→ **JOB**
Return all of the data exactly, with nothing left out but the pictures.

→ **SOURCE DATA**
········
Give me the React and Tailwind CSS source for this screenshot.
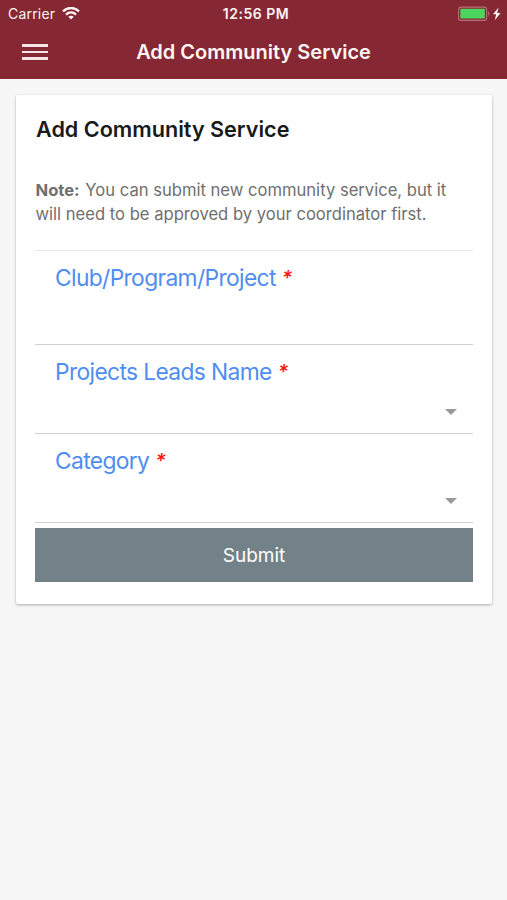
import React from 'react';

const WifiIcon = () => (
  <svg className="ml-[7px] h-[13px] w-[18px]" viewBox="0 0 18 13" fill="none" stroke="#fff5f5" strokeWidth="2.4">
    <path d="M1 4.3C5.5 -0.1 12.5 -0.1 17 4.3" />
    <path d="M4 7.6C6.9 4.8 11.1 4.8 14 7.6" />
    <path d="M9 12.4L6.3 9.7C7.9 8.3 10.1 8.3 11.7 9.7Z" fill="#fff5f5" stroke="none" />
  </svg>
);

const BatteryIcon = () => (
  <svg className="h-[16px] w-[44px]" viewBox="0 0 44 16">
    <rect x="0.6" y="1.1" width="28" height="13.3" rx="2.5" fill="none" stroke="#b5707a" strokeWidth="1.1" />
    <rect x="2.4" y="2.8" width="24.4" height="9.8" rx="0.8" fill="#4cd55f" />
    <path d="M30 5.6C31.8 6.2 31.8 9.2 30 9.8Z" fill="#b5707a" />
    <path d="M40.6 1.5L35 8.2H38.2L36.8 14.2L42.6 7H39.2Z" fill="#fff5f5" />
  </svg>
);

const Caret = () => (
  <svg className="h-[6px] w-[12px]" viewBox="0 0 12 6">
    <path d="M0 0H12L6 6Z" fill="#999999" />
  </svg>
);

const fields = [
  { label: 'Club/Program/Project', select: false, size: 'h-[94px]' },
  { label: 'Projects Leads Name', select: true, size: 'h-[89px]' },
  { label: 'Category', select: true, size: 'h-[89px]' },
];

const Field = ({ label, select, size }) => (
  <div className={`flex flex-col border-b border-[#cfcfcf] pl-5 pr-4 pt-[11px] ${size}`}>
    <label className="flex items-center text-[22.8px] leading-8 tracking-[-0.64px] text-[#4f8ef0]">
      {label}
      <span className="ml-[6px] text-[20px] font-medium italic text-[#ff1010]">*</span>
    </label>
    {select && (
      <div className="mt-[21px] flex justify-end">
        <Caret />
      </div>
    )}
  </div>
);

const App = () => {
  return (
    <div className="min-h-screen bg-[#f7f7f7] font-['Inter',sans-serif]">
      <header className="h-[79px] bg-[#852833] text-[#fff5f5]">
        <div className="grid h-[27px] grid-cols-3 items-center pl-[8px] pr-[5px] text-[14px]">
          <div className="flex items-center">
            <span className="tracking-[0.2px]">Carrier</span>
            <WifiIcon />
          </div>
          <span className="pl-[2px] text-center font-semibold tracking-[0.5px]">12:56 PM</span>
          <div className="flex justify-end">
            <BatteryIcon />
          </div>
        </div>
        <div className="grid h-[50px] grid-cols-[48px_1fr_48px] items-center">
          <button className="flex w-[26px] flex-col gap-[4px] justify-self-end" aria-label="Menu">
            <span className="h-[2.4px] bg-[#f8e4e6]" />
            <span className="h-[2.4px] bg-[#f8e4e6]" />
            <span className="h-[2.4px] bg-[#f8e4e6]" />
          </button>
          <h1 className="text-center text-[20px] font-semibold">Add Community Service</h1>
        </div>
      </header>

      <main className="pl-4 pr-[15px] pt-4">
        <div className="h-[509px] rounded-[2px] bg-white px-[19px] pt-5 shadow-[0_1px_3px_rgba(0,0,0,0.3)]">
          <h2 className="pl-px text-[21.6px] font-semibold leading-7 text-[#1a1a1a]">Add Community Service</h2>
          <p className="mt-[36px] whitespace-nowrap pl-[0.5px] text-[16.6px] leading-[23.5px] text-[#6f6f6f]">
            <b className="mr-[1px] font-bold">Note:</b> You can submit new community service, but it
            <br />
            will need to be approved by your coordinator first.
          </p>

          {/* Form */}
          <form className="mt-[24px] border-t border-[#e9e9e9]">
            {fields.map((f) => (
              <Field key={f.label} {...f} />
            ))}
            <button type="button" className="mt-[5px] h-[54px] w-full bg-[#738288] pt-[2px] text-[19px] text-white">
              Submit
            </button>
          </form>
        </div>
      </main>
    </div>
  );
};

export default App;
········
→ **OUTPUT FOR THIS EXERCISE**
Give me the React and Tailwind CSS source for this screenshot.
import React from 'react';

const WifiIcon = () => (
  <svg className="ml-[7px] h-[13px] w-[18px]" viewBox="0 0 18 13" fill="none" stroke="#fff5f5" strokeWidth="2.4">
    <path d="M1 4.3C5.5 -0.1 12.5 -0.1 17 4.3" />
    <path d="M4 7.6C6.9 4.8 11.1 4.8 14 7.6" />
    <path d="M9 12.4L6.3 9.7C7.9 8.3 10.1 8.3 11.7 9.7Z" fill="#fff5f5" stroke="none" />
  </svg>
);

const BatteryIcon = () => (
  <svg className="h-[16px] w-[44px]" viewBox="0 0 44 16">
    <rect x="0.6" y="1.1" width="28" height="13.3" rx="2.5" fill="none" stroke="#b5707a" strokeWidth="1.1" />
    <rect x="2.4" y="2.8" width="24.4" height="9.8" rx="0.8" fill="#4cd55f" />
    <path d="M30 5.6C31.8 6.2 31.8 9.2 30 9.8Z" fill="#b5707a" />
    <path d="M40.6 1.5L35 8.2H38.2L36.8 14.2L42.6 7H39.2Z" fill="#fff5f5" />
  </svg>
);

const Caret = () => (
  <svg className="h-[6px] w-[12px]" viewBox="0 0 12 6">
    <path d="M0 0H12L6 6Z" fill="#999999" />
  </svg>
);

const fields = [
  { label: 'Club/Program/Project', select: false, size: 'h-[94px]' },
  { label: 'Projects Leads Name', select: true, size: 'h-[89px]' },
  { label: 'Category', select: true, size: 'h-[89px]' },
];

const Field = ({ label, select, size }) => (
  <div className={`flex flex-col border-b border-[#cfcfcf] pl-5 pr-4 pt-[11px] ${size}`}>
    <label className="flex items-center text-[22.8px] leading-8 tracking-[-0.64px] text-[#4f8ef0]">
      {label}
      <span className="ml-[6px] text-[20px] font-medium italic text-[#ff1010]">*</span>
    </label>
    {select && (
      <div className="mt-[21px] flex justify-end">
        <Caret />
      </div>
    )}
  </div>
);

const App = () => {
  return (
    <div className="min-h-screen bg-[#f7f7f7] font-['Inter',sans-serif]">
      <header className="h-[79px] bg-[#852833] text-[#fff5f5]">
        <div className="grid h-[27px] grid-cols-3 items-center pl-[8px] pr-[5px] text-[14px]">
          <div className="flex items-center">
            <span className="tracking-[0.2px]">Carrier</span>
            <WifiIcon />
          </div>
          <span className="pl-[2px] text-center font-semibold tracking-[0.5px]">12:56 PM</span>
          <div className="flex justify-end">
            <BatteryIcon />
          </div>
        </div>
        <div className="grid h-[50px] grid-cols-[48px_1fr_48px] items-center">
          <button className="flex w-[26px] flex-col gap-[4px] justify-self-end" aria-label="Menu">
            <span className="h-[2.4px] bg-[#f8e4e6]" />
            <span className="h-[2.4px] bg-[#f8e4e6]" />
            <span className="h-[2.4px] bg-[#f8e4e6]" />
          </button>
          <h1 className="text-center text-[20px] font-semibold">Add Community Service</h1>
        </div>
      </header>

      <main className="pl-4 pr-[15px] pt-4">
        <div className="h-[509px] rounded-[2px] bg-white px-[19px] pt-5 shadow-[0_1px_3px_rgba(0,0,0,0.3)]">
          <h2 className="pl-px text-[21.6px] font-semibold leading-7 text-[#1a1a1a]">Add Community Service</h2>
          <p className="mt-[36px] whitespace-nowrap pl-[0.5px] text-[16.6px] leading-[23.5px] text-[#6f6f6f]">
            <b className="mr-[1px] font-bold">Note:</b> You can submit new community service, but it
            <br />
            will need to be approved by your coordinator first.
          </p>

          {/* Form */}
          <form className="mt-[24px] border-t border-[#e9e9e9]">
            {fields.map((f) => (
              <Field key={f.label} {...f} />
            ))}
            <button type="button" className="mt-[5px] h-[54px] w-full bg-[#738288] pt-[2px] text-[19px] text-white">
              Submit
            </button>
          </form>
        </div>
      </main>
    </div>
  );
};

export default App;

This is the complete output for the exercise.